決定的な出来事をフレームの外に置いて何が起こったのか観客の想像に委ねるベルムトの作風はここでも健在ということで、実際に何が起こったのかは不明瞭という点でも現実とリンクしてしまって面白い(不謹慎と言われようが面白いものは面白いのだから仕方がない)この映画だが、そうした演出やラスト20分ぐらいまでは事件らしい事件も起こらず普通の慎ましい恋愛が描かれるだけのシナリオからすればアート系っぽいものの、主人公のクリーチャーデザイナーは日本のオタクカルチャーが大好きで初代『魔界村』のステージBGMをスマホの着メロにするほどのボンクラなので、内容的にはむしろアートとは全然無縁のアニメイトとかとらのあなが主たる餌場というHENTAIオタクの諸兄諸姉に向けられている。

かつて「妄想にタブーなし」と『危ない一号』で宣言したのは90年代悪趣味カルチャーを牽引した村崎百郎と青山正明だが、そうですね、まぁたとえ犯罪であっても妄想ならば、あくまでも妄想ならば人に迷惑もかけませんし自由です。絵とか小説とかで紙に出力したら…まぁそれも個人でやる分には自由だし、そういうものを置いてもいいよというお店に置いたりするなら別に問題ありませんよね。しかし犯罪を三次元に移して実行してしまうとそれは単なる犯罪になってしまいます。HENTAIオタクのみなさんの魑魅魍魎渦巻く犯罪系の変態欲望は妄想か二次元かまぁ三次元だとしてもせいぜい映画やドラマなどフィクションに留めておいて、相当に特殊な合意ありのプレイなどでなければくれぐれもリアルで実行はしないように。
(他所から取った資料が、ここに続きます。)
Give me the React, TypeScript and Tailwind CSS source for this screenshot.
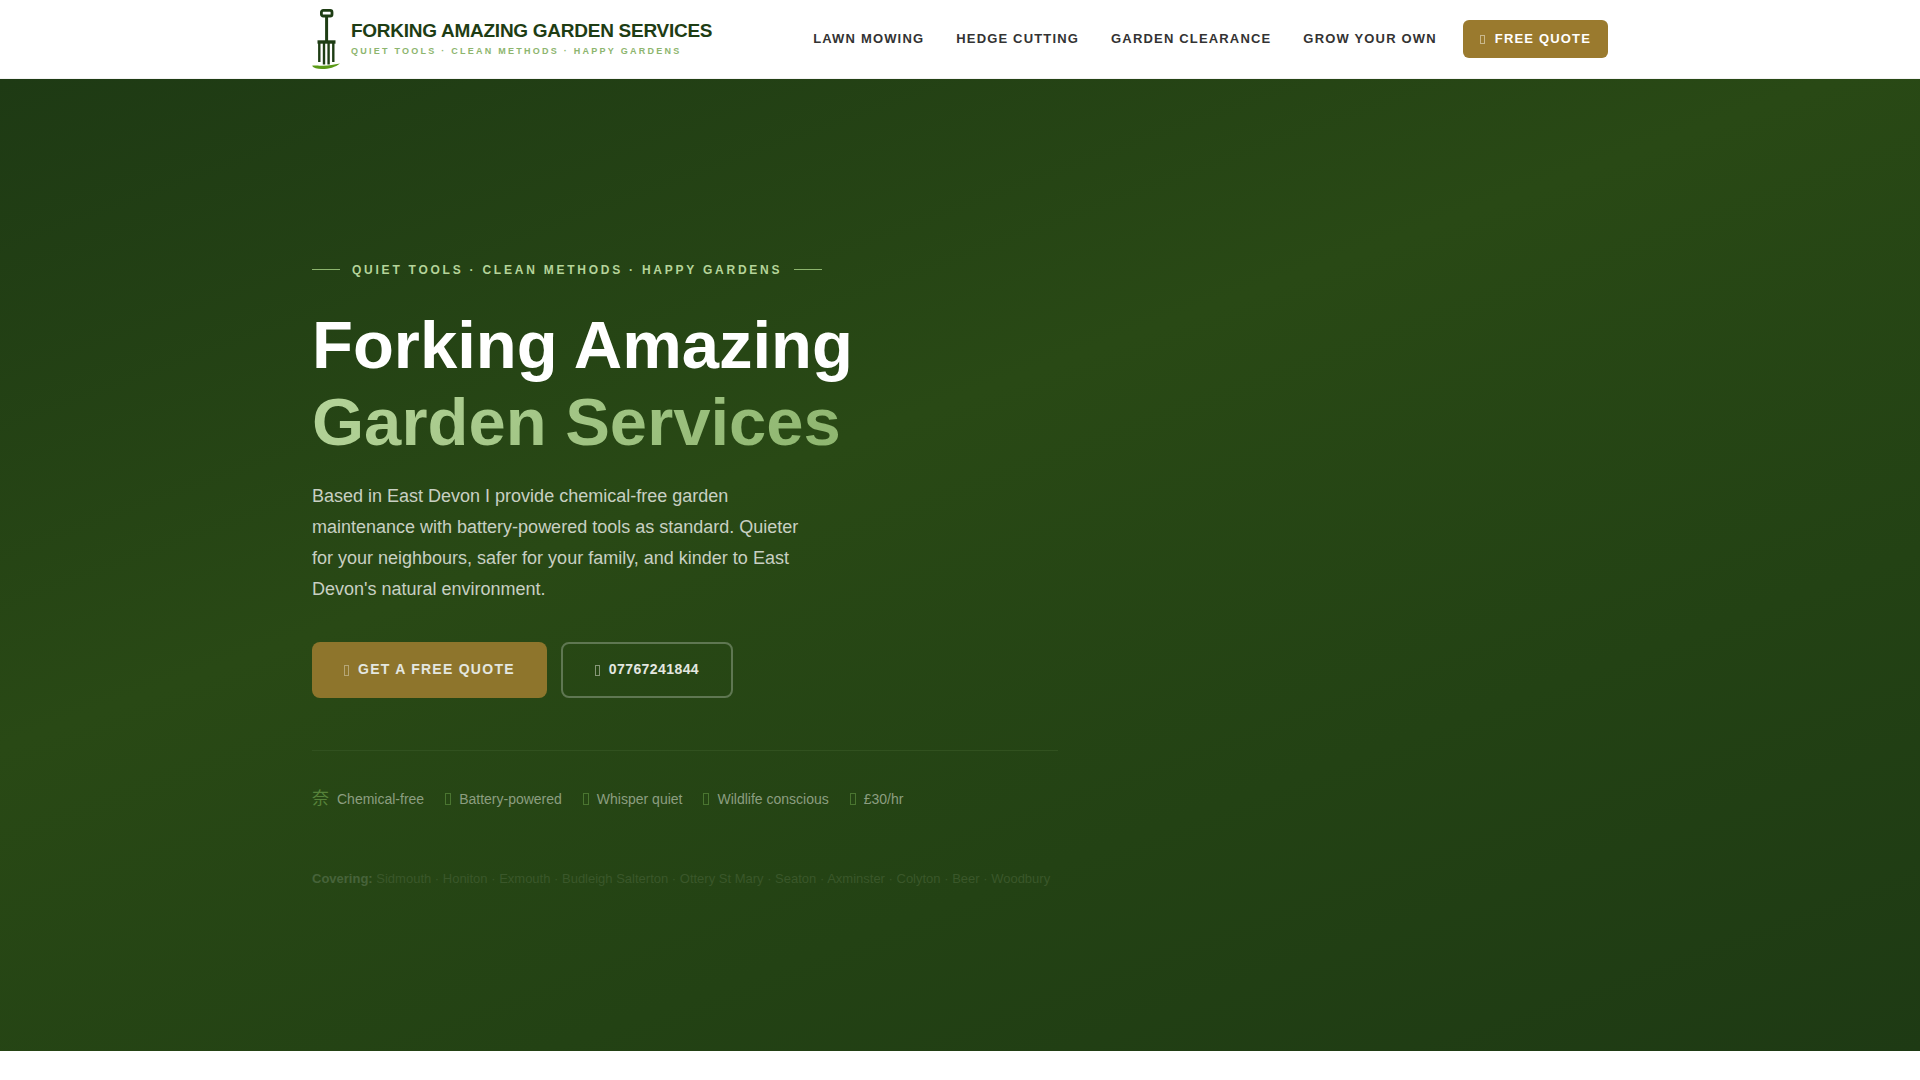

マンティコアとは俺が言うまでもなくゲームとかによく出てくるからみんな知っているだろうが顔は人間で身体はライオンさらにコウモリみたいな翼を持つというキメラ的な神話生物。クリーチャーデザイナーにして日本的HENTAIオタクの主人公がその絵を見てクリーチャーは俺自身だったんだ…と悟る場面は痛ましく切ない。今頃、ベルムトもそんなことを考えていたりするのだろうか?